Manage Your IoT Data Streams with Custom Permissions for MQTT Clients on HiveMQ Cloud
In one of our articles, Enhanced Security with MQTT Client Credentials Feature on HiveMQ Cloud, we highlighted how the HiveMQ Cloud’s MQTT client credentials can help you achieve security for your IoT projects. HiveMQ Cloud is excited to release custom permissions, for its Free and PAYG tiers, to help you secure your IoT projects. In this article, we’ll discuss these custom permissions, why you need them, and how to use them with HiveMQ Cloud.
Introducing Custom Permissions
MQTT credentials are essential for securing your client connections. In March 2023, we introduced three predefined permissions, Publish only, Subscribe only, and Publish and subscribe for MQTT credentials within the Free and PAYG versions of the HiveMQ Cloud.
With the latest release, we have also added custom permissions for MQTT clients. With these custom permissions, you have additional control over your data streams.
Let’s look at this new feature in detail.
In addition to the MQTT Client permissions, you can now create custom permissions for your data streams. This feature is available under Access Management.
With this feature, you can create custom permission with a name of your choice. You can also add a description.
The custom permission has four elements:
- Name: you can create custom permission with a name of your choice.
- Description: you can optionally add a description to define the use of the permission.
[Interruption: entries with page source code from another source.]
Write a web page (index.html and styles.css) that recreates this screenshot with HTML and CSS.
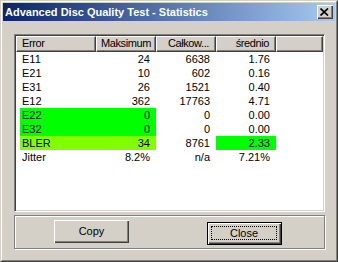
FILE: index.html
```html
<!DOCTYPE html>
<html>
<head>
<meta charset="utf-8">
<link rel="stylesheet" href="styles.css">
</head>
<body>
<div class="win">
  <div class="win-in">
    <div class="titlebar">
      <span class="title">Advanced Disc Quality Test - Statistics</span>
      <span class="cap-btn"><svg width="9" height="8" viewBox="0 0 9 8"><path d="M0.5 0.5 L8 7.5 M8 0.5 L0.5 7.5" stroke="#000" stroke-width="1.7" fill="none"/></svg></span>
    </div>
    <div class="client">
      <div class="listview">
        <div class="lv-head">
          <div class="hd left">Error</div>
          <div class="hd">Maksimum</div>
          <div class="hd">Całkow...</div>
          <div class="hd">średnio</div>
          <div class="hd fill"></div>
        </div>
        <div class="lv-body">
          <div class="row"><div class="c c1">E11</div><div class="c">24</div><div class="c">6638</div><div class="c">1.76</div></div>
          <div class="row"><div class="c c1">E21</div><div class="c">10</div><div class="c">602</div><div class="c">0.16</div></div>
          <div class="row"><div class="c c1">E31</div><div class="c">26</div><div class="c">1521</div><div class="c">0.40</div></div>
          <div class="row"><div class="c c1">E12</div><div class="c">362</div><div class="c">17763</div><div class="c">4.71</div></div>
          <div class="row"><div class="c c1 g">E22</div><div class="c g">0</div><div class="c">0</div><div class="c">0.00</div></div>
          <div class="row"><div class="c c1 g">E32</div><div class="c g">0</div><div class="c">0</div><div class="c">0.00</div></div>
          <div class="row"><div class="c c1 lg">BLER</div><div class="c lg">34</div><div class="c">8761</div><div class="c g">2.33</div></div>
          <div class="row"><div class="c c1">Jitter</div><div class="c">8.2%</div><div class="c">n/a</div><div class="c">7.21%</div></div>
        </div>
      </div>
      <div class="group">
        <div class="btn">Copy</div>
        <div class="btn def"><span class="focus">Close</span></div>
      </div>
    </div>
  </div>
</div>
</body>
</html>
```
FILE: styles.css
```css
html, body {
  margin: 0;
  padding: 0;
  background: #d4d0c8;
}
body {
  font-family: "Liberation Sans", Arial, sans-serif;
  font-size: 11px;
  color: #000;
}
.win {
  width: 338px;
  height: 262px;
  box-sizing: border-box;
  border: 1px solid;
  border-color: #d4d0c8 #404040 #404040 #d4d0c8;
  background: #d4d0c8;
}
.win-in {
  height: 100%;
  box-sizing: border-box;
  border: 1px solid;
  border-color: #fff #808080 #808080 #fff;
  padding: 1px;
  display: flex;
  flex-direction: column;
}
.titlebar {
  height: 18px;
  background: linear-gradient(to right, #0a246a, #a6caf0);
  display: flex;
  align-items: center;
  justify-content: space-between;
  padding: 0 2px 0 2px;
}
.title {
  color: #fff;
  font-weight: bold;
  font-size: 11px;
  white-space: nowrap;
}
.cap-btn {
  width: 16px;
  height: 14px;
  box-sizing: border-box;
  background: #d4d0c8;
  box-shadow: inset 1px 1px 0 #fff, inset -1px -1px 0 #404040, inset -2px -2px 0 #808080;
  display: flex;
  align-items: center;
  justify-content: center;
  padding: 0 1px 1px 0;
}
.cap-btn svg { display: block; }
.client {
  flex: 1;
  display: flex;
  flex-direction: column;
  padding: 13px 10px 10px 11px;
}
.listview {
  height: 178px;
  box-sizing: border-box;
  border: 1px solid;
  border-color: #808080 #fff #fff #808080;
  box-shadow: inset 1px 1px 0 #404040, inset -1px -1px 0 #d4d0c8;
  background: #fff;
  padding: 1px;
  display: flex;
  flex-direction: column;
}
.lv-head {
  display: grid;
  grid-template-columns: 80px 60px 60px 60px 1fr;
  height: 16px;
}
.hd {
  box-sizing: border-box;
  background: #d4d0c8;
  border-top: 1px solid #fff;
  border-left: 1px solid #fff;
  border-right: 1px solid #404040;
  border-bottom: 1px solid #404040;
  box-shadow: inset -1px -1px 0 #808080;
  text-align: right;
  padding: 0 6px 0 4px;
  line-height: 13px;
  white-space: nowrap;
  overflow: hidden;
  letter-spacing: -0.4px;
}
.hd.left { text-align: left; padding-left: 5px; }
.lv-body {
  flex: 1;
  background: #fff;
}
.row {
  display: grid;
  grid-template-columns: 80px 60px 60px 60px;
  height: 14px;
  line-height: 14px;
}
.c {
  text-align: right;
  padding-right: 6px;
  white-space: nowrap;
}
.c1 {
  text-align: left;
  margin-left: 4px;
  padding-left: 2px;
  padding-right: 0;
}
.g { background: #00ff00; }
.lg { background: #80ff00; }
.group {
  margin-top: 3px;
  height: 34px;
  box-sizing: border-box;
  border: 1px solid #808080;
  box-shadow: inset 1px 1px 0 #fff, 1px 1px 0 #fff;
  display: flex;
  align-items: flex-start;
  padding: 4px 0 0 39px;
  gap: 78px;
}
.btn {
  width: 75px;
  height: 23px;
  box-sizing: border-box;
  box-shadow: inset 1px 1px 0 #fff, inset -1px -1px 0 #404040, inset -2px -2px 0 #808080;
  display: flex;
  align-items: center;
  justify-content: center;
  padding-bottom: 1px;
}
.btn.def {
  margin-top: 2px;
  border: 1px solid #000;
  box-shadow: inset 1px 1px 0 #fff, inset -1px -1px 0 #404040, inset -2px -2px 0 #808080;
  padding: 3px 4px 4px 3px;
}
.focus {
  flex: 1;
  align-self: stretch;
  border: 1px dotted #000;
  display: flex;
  align-items: center;
  justify-content: center;
}
```
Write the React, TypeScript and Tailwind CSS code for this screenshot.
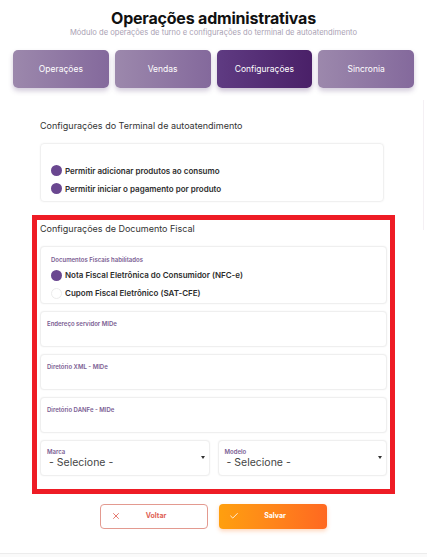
import { Check, X } from "lucide-react";

const tabs = [
  { name: "Operações", current: false },
  { name: "Vendas", current: false },
  { name: "Configurações", current: true },
  { name: "Sincronia", current: false },
];

const Radio = ({ checked, label }: { checked: boolean; label: string }) => (
  <div className="flex items-center gap-[3px]">
    <span
      className={
        checked
          ? "h-[11px] w-[11px] rounded-full bg-[#6a4790]"
          : "h-[11px] w-[11px] rounded-full border border-[#ececec] bg-white"
      }
    />
    <span className="text-[8px] font-semibold text-[#2d2d2d]">{label}</span>
  </div>
);

const Field = ({ label }: { label: string }) => (
  <div className="h-[36px] rounded-[4px] border border-[#efefef] bg-white px-[6px] pt-[7px] shadow-[0_0_2px_rgba(0,0,0,0.06)]">
    <div className="text-[6px] font-semibold text-[#7a5d92]">{label}</div>
  </div>
);

const SelectField = ({ label }: { label: string }) => (
  <div className="relative h-[36px] flex-1 rounded-[4px] border border-[#efefef] bg-white px-[6px] pt-[7px] shadow-[0_0_2px_rgba(0,0,0,0.06)]">
    <div className="text-[6px] font-semibold leading-[7px] text-[#7a5d92]">{label}</div>
    <div className="mt-[1px] pl-[2px] text-[10.5px] leading-[13px] text-[#444]">- Selecione -</div>
    <span className="absolute right-[4px] top-[15px] h-0 w-0 border-x-[2px] border-t-[3px] border-x-transparent border-t-[#333]" />
  </div>
);

export default function App() {
  return (
    <div className="relative h-[557px] w-[427px] overflow-hidden bg-white font-['Inter',sans-serif]">
      <div className="flex flex-col items-center pt-[8px]">
        <h1 className="text-[16px] font-bold leading-[20px] tracking-[-0.2px] text-[#111]">
          Operações administrativas
        </h1>
        <p className="text-[7.6px] leading-[9px] text-[#aaa2b4]">
          Módulo de operações de turno e configurações do terminal de autoatendimento
        </p>
      </div>

      <div className="mt-[13px] flex gap-[6px] px-[13px]">
        {tabs.map((t) => (
          <div
            key={t.name}
            className={
              t.current
                ? "flex h-[38px] w-[96px] items-center justify-center rounded-[5px] bg-gradient-to-r from-[#5f3b82] to-[#4a2068] text-[8.5px] text-white shadow-[0_3px_5px_rgba(80,50,110,0.3)]"
                : "flex h-[38px] w-[96px] items-center justify-center rounded-[5px] bg-gradient-to-r from-[#9c88ac] to-[#84699c] text-[8.5px] text-white shadow-[0_3px_5px_rgba(80,50,110,0.25)]"
            }
          >
            {t.name}
          </div>
        ))}
      </div>

      <div className="px-[40px] pt-[31px]">
        <div className="text-[9px] text-[#333]">Configurações do Terminal de autoatendimento</div>
        <div className="mt-[10px] flex h-[59px] w-[344px] flex-col justify-end gap-[6px] rounded-[4px] border border-[#f0f0f0] pb-[6px] pl-[10px] shadow-[0_0_2px_rgba(0,0,0,0.05)]">
          <Radio checked label="Permitir adicionar produtos ao consumo" />
          <Radio checked label="Permitir iniciar o pagamento por produto" />
        </div>
      </div>

      <div className="ml-[32px] mt-[13px] h-[279px] w-[363px] border-[5px] border-[#ee1c25] px-[3px] pt-[2px]">
        <div className="text-[9px] text-[#333]">Configurações de Documento Fiscal</div>
        <div className="mt-[11px] flex flex-col">
          <div className="h-[58px] rounded-[4px] border border-[#efefef] bg-white px-[10px] pt-[8px] shadow-[0_0_2px_rgba(0,0,0,0.06)]">
            <div className="text-[6px] font-semibold text-[#7a5d92]">Documentos Fiscais habilitados</div>
            <div className="mt-[5px] flex flex-col gap-[6px]">
              <Radio checked label="Nota Fiscal Eletrônica do Consumidor (NFC-e)" />
              <Radio checked={false} label="Cupom Fiscal Eletrônico (SAT-CFE)" />
            </div>
          </div>
          <div className="mt-[7px] flex flex-col gap-[7px]">
            <Field label="Endereço servidor MIDe" />
            <Field label="Diretório XML - MIDe" />
            <Field label="Diretório DANFe - MIDe" />
            <div className="flex gap-[8px]">
              <SelectField label="Marca" />
              <SelectField label="Modelo" />
            </div>
          </div>
        </div>
      </div>

      <div className="mt-[10px] flex justify-center gap-[11px]">
        <button className="flex h-[25px] w-[108px] items-center rounded-[4px] border border-[#e39a90] px-[10px] text-[7px] font-bold text-[#e06155]">
          <X className="h-[10px] w-[10px]" strokeWidth={2} />
          <span className="flex-1 text-center pr-[6px]">Voltar</span>
        </button>
        <button className="flex h-[25px] w-[108px] items-center rounded-[4px] bg-gradient-to-r from-[#ff9f0e] to-[#ff6820] px-[10px] text-[7px] font-bold text-white shadow-[0_2px_4px_rgba(255,120,30,0.3)]">
          <Check className="h-[10px] w-[10px]" strokeWidth={2} />
          <span className="flex-1 text-center pr-[6px]">Salvar</span>
        </button>
      </div>

      <div className="absolute bottom-0 left-0 h-[4px] w-full border-t border-[#ececec] bg-[#fafafa]" />
      <div className="absolute right-[3px] top-[100px] h-[130px] w-px bg-[#f4f0f4]" />
    </div>
  );
}
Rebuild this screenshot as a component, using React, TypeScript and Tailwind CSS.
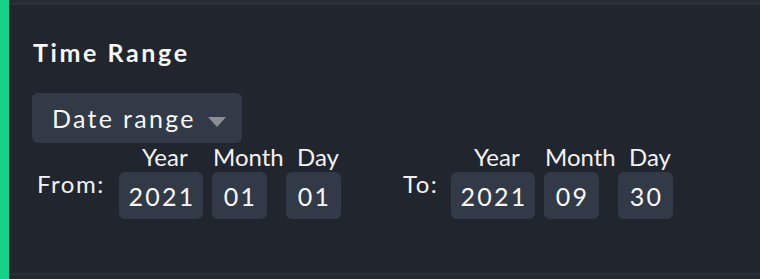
/**
 * Time range filter
 */

const font = { fontFamily: "Lato, 'Noto Sans', sans-serif" };

type DateParts = { year: string; month: string; day: string };

function DateField({ label, value, wide }: { label: string; value: DateParts; wide?: boolean }) {
  return (
    <div className="flex">
      {/* Label column */}
      <div className={wide ? "flex w-[86px] flex-col" : "flex w-[52px] flex-col"}>
        <div className="h-[27px]" />
        <div className="mt-[2px] pl-[4px] text-[24px] leading-[24px] tracking-[1.5px] text-[#f2f2f2]">
          {label}
        </div>
      </div>

      {/* Year */}
      <div className="flex w-[93px] flex-col">
        <div className="pl-[23px] text-[24px] leading-[27px] text-[#f2f2f2]">Year</div>
        <div className="mt-[2px] flex h-[47px] w-[84px] items-center justify-center rounded-[6px] bg-[#313a46] pl-[2px] pt-[2px] text-[25px] tracking-[2.2px] text-[#f7f7f7]">
          {value.year}
        </div>
      </div>

      {/* Month */}
      <div className="flex w-[74px] flex-col">
        <div className="pl-[1px] text-[24px] leading-[27px] text-[#f2f2f2]">Month</div>
        <div className="mt-[2px] flex h-[47px] w-[55px] items-center justify-center rounded-[6px] bg-[#313a46] pl-[2px] pt-[2px] text-[25px] tracking-[2.2px] text-[#f7f7f7]">
          {value.month}
        </div>
      </div>

      {/* Day */}
      <div className="flex w-[55px] flex-col">
        <div className="whitespace-nowrap pl-[11px] text-[24px] leading-[27px] text-[#f2f2f2]">Day</div>
        <div className="mt-[2px] flex h-[47px] w-[55px] items-center justify-center rounded-[6px] bg-[#313a46] pl-[2px] pt-[2px] text-[25px] tracking-[2.2px] text-[#f7f7f7]">
          {value.day}
        </div>
      </div>
    </div>
  );
}

export default function App() {
  return (
    <div className="flex h-[279px] w-[760px] bg-[#21262e]" style={font}>
      {/* Accent bar */}
      <div className="w-[9px] shrink-0 bg-[#15d28b]" />

      <div className="flex flex-1 flex-col">
        <div className="h-[3px] bg-[#252a33]" />
        <div className="h-[2px] bg-[#2b313a]" />

        {/* Body */}
        <div className="flex h-[268px] flex-col pl-[24px] pt-[33px]">
          <h2 className="text-[25px] font-bold leading-[29px] tracking-[2.6px] text-[#f7f7f7]">Time Range</h2>

          {/* Dropdown */}
          <div className="-ml-[1px] mt-[26px] flex h-[50px] w-[210px] items-start justify-between rounded-[6px] bg-[#313a46] pl-[20px] pr-[16px] pt-[7px]">
            <span className="text-[25px] tracking-[2.3px] text-[#f7f7f7]">Date range</span>
            <svg viewBox="0 0 18 10" className="mt-[17px] h-[10px] w-[18px]">
              <path d="M0 0h18L9 10z" fill="#8a8e95" />
            </svg>
          </div>

          {/* From / To */}
          <div className="flex">
            <DateField wide label="From:" value={{ year: "2021", month: "01", day: "01" }} />
            <div className="ml-[58px]">
              <DateField label="To:" value={{ year: "2021", month: "09", day: "30" }} />
            </div>
          </div>
        </div>

        <div className="h-[2px] bg-[#2b313a]" />
        <div className="flex-1 bg-[#232831]" />
      </div>
    </div>
  );
}
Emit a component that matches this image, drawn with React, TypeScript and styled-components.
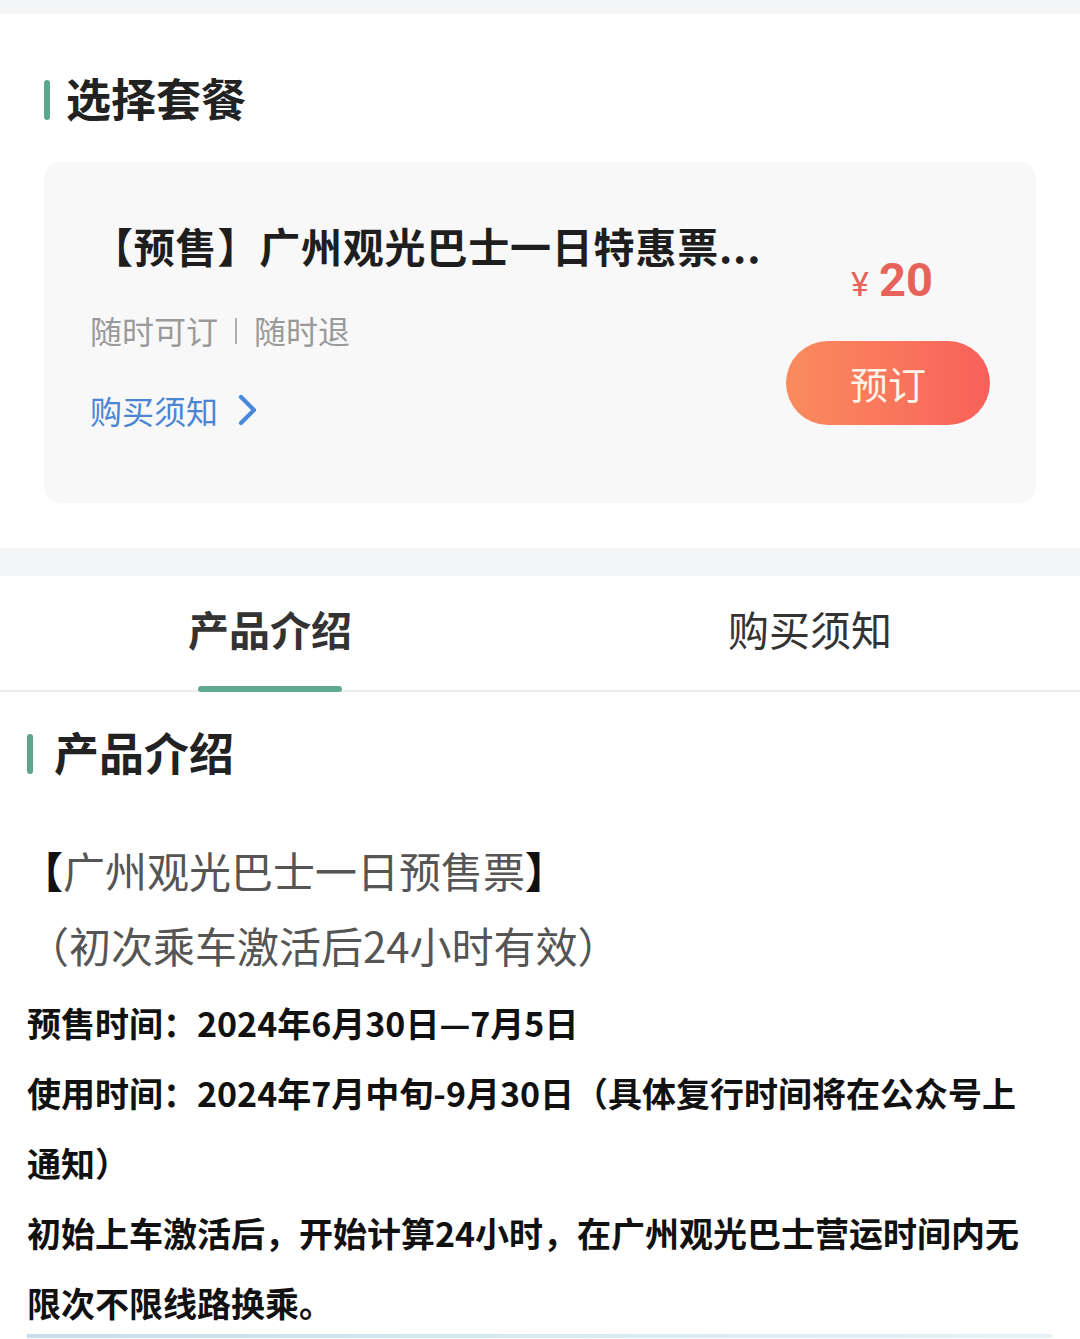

- Permission type: You can specify the custom permission to have one of the following attributes:
- Publish only
- Subscribe only, or
- Publish and subscribe.
- Filter: you can filter the topic you want to associate with this role. This filter also works with MQTT wildcards.
With the Free and PAYG versions of HiveMQ Cloud, you can currently use one topic filter per permission.
Why Do You Need a Custom Permission?
In addition to restricting the publish/subscribe access for MQTT clients, you may also want to limit your MQTT clients’ access to specific topics. With this, you can easily differentiate the different MQTT clients for your IoT project and ensure the data streams from clients remain separate.
Another example where you can use custom permissions is when you have different devices assigned to the customers working in multi-tenant broker instances and you need to manage the datastreams from these different devices.
Because custom permissions can reduce the scope of the client to specific topics, it helps minimize the impact of security breaches.
A Use Case for Client Permissions
Here is an example of a simple use case where client permissions are helpful. Imagine we collect simple atmospheric data for its analysis and distribution.
There are three sensors:
- Sensor A can only publish to the topic weather/temperature. The custom permission is defined as “publish temperature”.
- Sensor B can only publish to the topic weather/humidity. The custom permission is defined as “publish humidity”.
- Sensor C can only publish to the topic weather/pressure. The custom permission is defined as “publish pressure”.
Two additional services are using all this data:
- Database for storing the data and using the data at a later stage.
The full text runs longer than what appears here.